Mede onder Europese invloed is in 1998 de Telecommunicatiewet8 geïntroduceerd en vervolgens is de wet in 2004, ook onder Europese invloed, sterk gewijzigd.9 Met de introductie van de Telecommunicatiewet in 1998 is ook de Onafhankelijke Post en Telecommunicatie Autoriteit (OPTA) als toezichthouder voor de telecommunicatiemarkt ingesteld door middel van de Wet OPTA.10 Overigens is de Telecommunicatiewet (Tw) in 2012 wederom gewijzigd in verband met cookies en netneutraliteit11 en de Roamingverordening.12 Per 1 april 2013 is OPTA, samen met de NMa en de Consumentenautoriteit, opgegaan in de Autoriteit Consument en Markt (ACM).13
In dit hoofdstuk wordt aan de hand van jurisprudentie onderzocht hoe de ACM privaatrechtelijk geaarde regels toepast, in het bijzonder met betrekking tot het contractenrecht (paragraaf 3.5). Om tot beantwoording van de normatieve hoofd- en deelvragen te komen wordt naast deze beschrijving ook het verschil in uitleg en toepassing van privaatrechtelijk geaarde regels door toezichthouders en de civiele rechter geduid, wordt de wijze waarop de verschillende handhavingsmethoden zich tot elkaar verhouden beoordeeld en worden suggesties gedaan om, waar mogelijk, eventuele fricties te verminderen. Eerst wordt echter de achtergrond van het toezicht op de telecommunicatiemarkt geschetst. Voor een goed begrip van dit hoofdstuk is het nodig om de specifieke kenmerken van de telecommunicatiemarkt uiteen te zetten.

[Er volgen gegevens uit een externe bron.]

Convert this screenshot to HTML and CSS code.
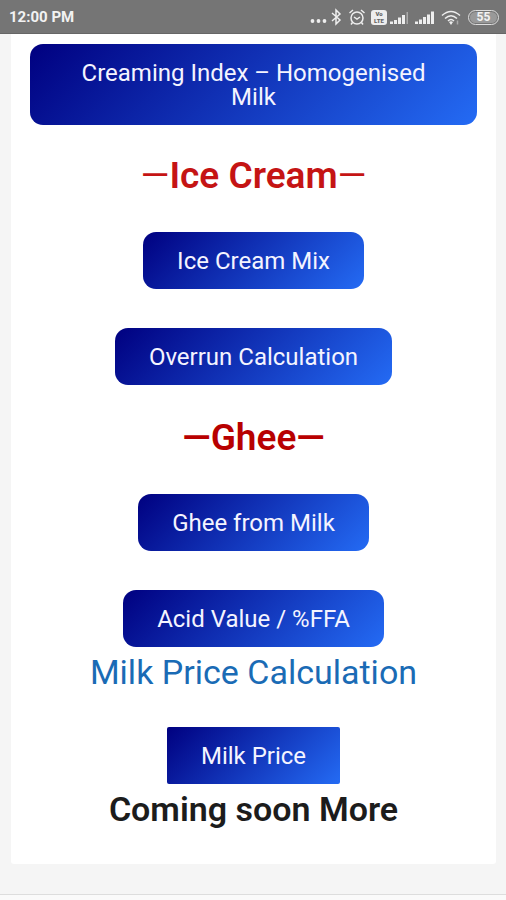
FILE: index.html
```html
<!DOCTYPE html>
<html lang="en">
<head>
<meta charset="utf-8">
<meta name="viewport" content="width=device-width, initial-scale=1">
<title>Dairy Calculations</title>
<link rel="stylesheet" href="styles.css">
</head>
<body>
<header class="status">
  <span class="clock">12:00 PM</span>
  <div class="indicators">
    <svg class="dots" width="18" height="18" viewBox="0 0 18 18"><circle cx="2.500" cy="13" r="1.900"/><circle cx="8.500" cy="13" r="1.900"/><circle cx="14.500" cy="13" r="1.900"/></svg>
    <svg class="bluetooth line" width="12" height="18" viewBox="0 0 12 18"><path d="M2 5l8 7-4 4V2l4 4-8 7"/></svg>
    <svg class="alarm line" width="18" height="18" viewBox="0 0 18 18"><circle cx="9" cy="10" r="6"/><path d="M1.500 5L5 2M13 2l3.500 3M6 9l3 2 3-2M4.500 14.500L3 16.500M13.500 14.500l1.500 2"/></svg>
    <span class="volte"><span>Vo</span><span>LTE</span></span>
    <svg class="signal" width="20" height="18" viewBox="0 0 20 18"><path d="M0 13.500h3V16H0zM4 12h3v4H4zM8 9.500h3V16H8zM12 7h3v9h-3z"/><path class="faint" d="M16.500 4H18v12h-1.500z"/></svg>
    <svg class="signal second" width="20" height="18" viewBox="0 0 20 18"><path d="M0 13.500h3V16H0zM4 11.500h3V16H4zM8 9h3v7H8zM12 6.500h3V16h-3zM16 3.500h3V16h-3z"/></svg>
    <svg class="wifi line" width="20" height="18" viewBox="0 0 20 18"><path d="M1 7.500Q10-.500 19 7.500M4 10.500Q10 5 16 10.500M7 13Q10 10 13 13"/><path class="fill" d="M8 14Q10 12.500 12 14L10 17z"/><path class="faint" d="M16.500 12.500v4"/></svg>
    <span class="battery"><span>55</span></span>
  </div>
</header>
<main class="card">
  <a class="button" href="#creaming">Creaming Index – Homogenised Milk</a>
  <section class="group">
    <h2 class="title red"><span class="thin">—</span>Ice Cream<span class="thin">—</span></h2>
    <a class="button" href="#mix">Ice Cream Mix</a>
    <a class="button" href="#overrun">Overrun Calculation</a>
  </section>
  <section class="group">
    <h2 class="title red dark">—Ghee—</h2>
    <a class="button" href="#ghee">Ghee from Milk</a>
    <a class="button" href="#acid">Acid Value / %FFA</a>
  </section>
  <section class="group close">
    <h2 class="title blue">Milk Price Calculation</h2>
    <a class="button square" href="#price">Milk Price</a>
  </section>
  <h2 class="title more">Coming soon More</h2>
</main>
<footer class="footer"></footer>
</body>
</html>
```
FILE: styles.css
```css
* { box-sizing: border-box; }
body {
  margin: 0;
  min-height: 100vh;
  display: flex;
  flex-direction: column;
  background: #f5f5f5;
  font-family: Roboto, "Liberation Sans", sans-serif;
}
.status {
  display: flex;
  align-items: center;
  justify-content: space-between;
  height: 34px;
  padding: 1px 7px 0 9px;
  background: #757575;
  border-bottom: 1px solid #666;
  color: #f2f2f2;
}
.clock { font-size: 15px; font-weight: 700; line-height: 20px; }
.indicators { display: flex; align-items: center; }
.indicators svg { fill: #eee; }
.indicators .line { fill: none; stroke: #eee; stroke-width: 1.5; }
.indicators .fill { fill: #eee; stroke: none; }
.indicators .faint { opacity: .45; }
.bluetooth { margin-left: 2px; }
.alarm { margin-left: 6px; }
.volte {
  display: flex;
  flex-direction: column;
  align-items: center;
  justify-content: center;
  width: 16px;
  height: 15px;
  margin-left: 5px;
  border-radius: 3px;
  background: #eee;
  color: #666;
  font-size: 6px;
  font-weight: 900;
  line-height: 7px;
}
.signal { margin-left: 3px; }
.second { margin-left: 5px; }
.wifi { margin-left: 6px; }
.battery {
  display: flex;
  width: 31px;
  height: 15px;
  margin-left: 7px;
  padding: 1px;
  border: 1px solid #ddd;
  border-radius: 8px;
  font-size: 12px;
  font-weight: 700;
  line-height: 11px;
}
.battery span { flex: 1; border-radius: 6px; background: #999; text-align: center; }
.card {
  display: flex;
  flex-direction: column;
  align-items: center;
  margin: 0 10px 0 11px;
  padding: 10px 19px 37px;
  border-radius: 0 0 3px 3px;
  background: #fff;
  text-align: center;
}
.group {
  display: flex;
  flex-direction: column;
  align-items: center;
  gap: 38px;
  margin-top: 33px;
}
.group + .group { margin-top: 35px; }
.group + .close { margin-top: 7px; gap: 37px; }
.button {
  padding: 17px 34px 16px;
  border-radius: 13px;
  background: linear-gradient(135deg, #000080, #246bf4);
  color: #f4f4ff;
  font-size: 24px;
  line-height: 24px;
  text-decoration: none;
}
.button + .button { margin-top: 1px; }
.square { border-radius: 2px; }
.title { margin: 0; font-size: 37px; font-weight: 600; line-height: 36px; }
.thin { font-weight: 400; }
.red { color: #c51414; }
.dark { color: #b80000; }
.blue { color: #1a6bb5; font-size: 34px; font-weight: 400; }
.more { margin-top: 7px; color: #1c1c1c; font-size: 34px; }
.footer { margin-top: 30px; flex: 1; border-top: 1px solid #ddd; background: #fafafa; }
```
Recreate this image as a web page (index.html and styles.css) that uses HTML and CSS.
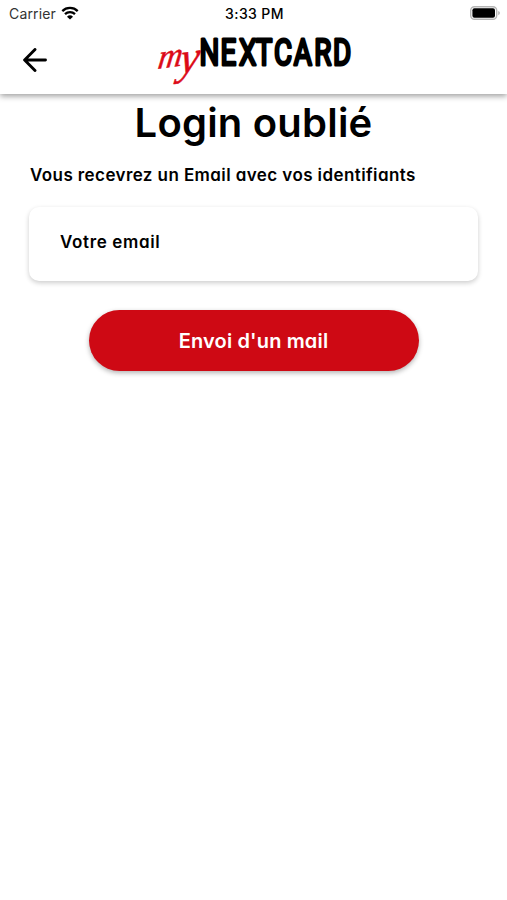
FILE: index.html
```html
<!DOCTYPE html>
<html lang="fr">
<head>
    <meta charset="UTF-8">
    <meta name="viewport" content="width=device-width, initial-scale=1.0">
    <title>Login oublié</title>
    <link rel="stylesheet" href="styles.css">
</head>
<body>
    <header class="header">
        <!-- Barre d'état -->
        <div class="status-bar">
            <div class="status-left">
                <span class="carrier">Carrier</span>
                <svg class="wifi" viewBox="0 0 18 14" width="18" height="14">
                    <path d="M1.3 5.1a11 11 0 0 1 15.4 0M4 8.1a7.2 7.2 0 0 1 10 0" fill="none" stroke="#000" stroke-width="2.3"/>
                    <path d="M9 13.6 6 10.7a4.4 4.4 0 0 1 6 0z"/>
                </svg>
            </div>
            <span class="time">3:33 PM</span>
            <svg class="battery" viewBox="0 0 30 14" width="30" height="14">
                <rect x=".7" y=".7" width="26" height="12.6" rx="3.8" fill="#fff" stroke="#b5b5b5" stroke-width="1.4"/>
                <rect x="2.4" y="2.3" width="22.6" height="9.4" rx="2"/>
                <path d="M28.3 5v4.2q1.5-.6 1.5-2.1T28.3 5z" fill="#aaa"/>
            </svg>
        </div>

        <!-- Navigation -->
        <div class="nav">
            <a class="back" href="#" aria-label="Retour">
                <svg viewBox="0 0 24 24" width="24" height="24">
                    <path d="M22.5 12H2M12 1.5 1.6 12 12 22.5" fill="none" stroke="#000" stroke-width="2.9" stroke-linecap="round" stroke-linejoin="round"/>
                </svg>
            </a>
            <svg class="logo" viewBox="0 0 200 58" width="200" height="58">
                <text class="logo-my" transform="translate(3 38) rotate(-8) skewX(-16)">m<tspan class="logo-y" x="23" y="8">y</tspan></text>
                <text class="logo-name" transform="translate(0 33.7) scale(.74 1)" x="61.5 90 115 137.5 162 189 216.5 242">NEXTCARD</text>
            </svg>
        </div>
    </header>

    <main class="content">
        <h1>Login oublié</h1>
        <form class="login-form">
            <label for="email">Vous recevrez un Email avec vos identifiants</label>
            <input type="text" id="email" placeholder="Votre email">
            <button type="submit">Envoi d'un mail</button>
        </form>
    </main>
</body>
</html>
```

FILE: styles.css
```css
* {
    box-sizing: border-box;
}

body {
    margin: 0;
    min-height: 100vh;
    font-family: Inter, sans-serif;
    font-feature-settings: "cv11";
    background-color: #fff;
    color: #000;
}

.header {
    height: 94px;
    background-color: #fff;
    box-shadow: 0 2px 6px rgba(0, 0, 0, 0.4);
}

.status-bar {
    display: grid;
    grid-template-columns: 1fr auto 1fr;
    align-items: center;
    height: 26px;
    padding: 0 7px 0 9px;
    font-size: 14px;
    font-feature-settings: normal;
}

.status-left {
    display: flex;
    align-items: center;
    gap: 5px;
}

.carrier {
    color: #333;
    letter-spacing: 0.15px;
}

.time {
    font-weight: 500;
    letter-spacing: 0.4px;
}

.battery {
    justify-self: end;
}

.nav {
    display: flex;
    align-items: center;
    height: 68px;
    padding-left: 23px;
}

.back {
    display: flex;
}

.logo {
    margin: 0 0 0 107px;
    overflow: visible;
}

.logo-my {
    font-family: "Liberation Serif", serif;
    font-style: italic;
    font-size: 34px;
    fill: #dc0a17;
    stroke: #dc0a17;
    stroke-width: 0.5;
    stroke-linejoin: round;
}

.logo-y {
    font-size: 44px;
}

.logo-name {
    font-family: Roboto, sans-serif;
    font-weight: 400;
    font-size: 37.5px;
    stroke: #000;
    stroke-width: 3;
    stroke-linejoin: round;
}

.content {
    padding: 0 29px;
}

h1 {
    margin: 0;
    padding-top: 3px;
    font-size: 40px;
    font-weight: 600;
    line-height: 52px;
    letter-spacing: 0.2px;
    text-align: center;
}

.login-form {
    display: flex;
    flex-direction: column;
}

label {
    margin-top: 13px;
    padding-left: 1px;
    font-size: 17px;
    font-weight: 600;
    line-height: 26px;
    letter-spacing: 0.41px;
    white-space: nowrap;
}

input {
    height: 74px;
    margin-top: 19px;
    padding: 0 31px 4px;
    border: none;
    border-radius: 10px;
    background-color: #fff;
    box-shadow: 0 2px 5px rgba(0, 0, 0, 0.2);
    font: inherit;
    font-size: 17px;
    font-weight: 600;
    letter-spacing: 0.65px;
}

input::placeholder {
    color: #000;
    opacity: 1;
}

button {
    align-self: center;
    width: 330px;
    height: 61px;
    margin-top: 29px;
    padding: 0;
    border: none;
    border-radius: 31px;
    background-color: #ce0914;
    box-shadow: 0 2px 5px rgba(0, 0, 0, 0.3);
    color: #fff;
    font: inherit;
    font-size: 20px;
    font-weight: 600;
    letter-spacing: 0.15px;
    cursor: pointer;
}
```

Vervolgens dienen de Europese invloeden te worden belicht. Daarna wordt een introductie op de Tw gegeven waarbij aandacht wordt geschonken aan de relevante Europese richtlijnen (paragraaf 3.3). De ACM als toezichthouder en zijn bijzondere functie als geschilbeslechter op grond van de Tw zal eveneens worden besproken (paragraaf 3.4). In de casestudy komt de interpretatie door ACM van privaatrechtelijk geaarde regels aan bod (paragraaf 3.5). Een belangrijk aspect van de geschilbeslechting door ACM, de prijsbepaling, zal worden behandeld in de daarop volgende paragraaf (paragraaf 3.6). Na een geschilbesluit dient een partij zijn recht nog te krijgen. Onderzocht zal worden welke wegen daartoe bewandeld dienen te worden (paragraaf 3.7). Ten slotte staat de vraag centraal wat de gevolgen zijn als de ACM een (nog te sluiten) overeenkomst in strijd acht met de Tw (paragraaf 3.8).
Concluderend zal een antwoord gegeven worden op de vraag in hoeverre de huidige wettelijke kaders zich lenen voor handhaving van privaatrecht door de ACM en wat hierbij opvalt uit privaatrechtelijk oogpunt (paragraaf 3.9).